The buffet had carving stations, seafood towers, a poké bowl and ramen noodle stations, hot and cold side dishes, a lot of dessert stations, including cotton candy. Like most buffets that try to make that much food for so many people, the scale was dramatic, but taste was average. The poké bowls were a standout, however, probably because the bowl doesn’t need to be prepared beforehand.
I had rented a pool cabana for somewhere to relax after brunch until it was time to head to the airport. It was quite chilly, so we elected not to swim and hung out in the cabana with the outdoor sofa. For $250 we had use of the cabana, a fridge stocked with soft drinks, some goldfish and pop chips for snacks, and a fruit plate.
The cabin crew for our flight home was amazing—attentive, yet unobtrusive during the overnight hours, but the seats didn’t recline again and the kids bargained for a day off from school. My first class manifesto was dinged by the inattention on the Dulles-San Diego leg and the seats that didn’t fully recline on either leg, but it was nice to have leg room.
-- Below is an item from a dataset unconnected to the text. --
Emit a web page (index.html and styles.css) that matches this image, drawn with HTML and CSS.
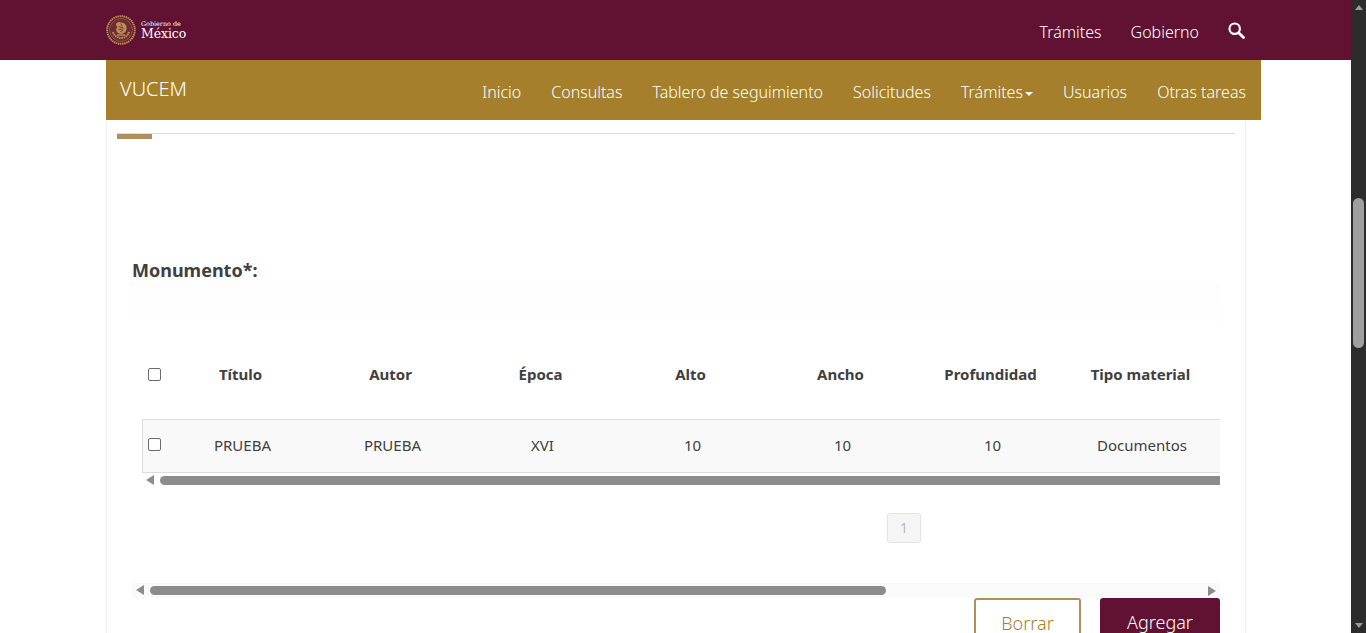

This is the first family trip where we didn’t rent a car. We took taxis from the airport, and used Uber throughout the trip and it worked out great! The longest wait for an Uber to show up was at Torrey Pines State Reserve and we waited about 15 minutes. The scenery driving around San Diego is spectacular and with Uber, my husband (the usual driver) was able to enjoy the sights, too. Not to mention, our drivers were almost always helpful with things to see and do.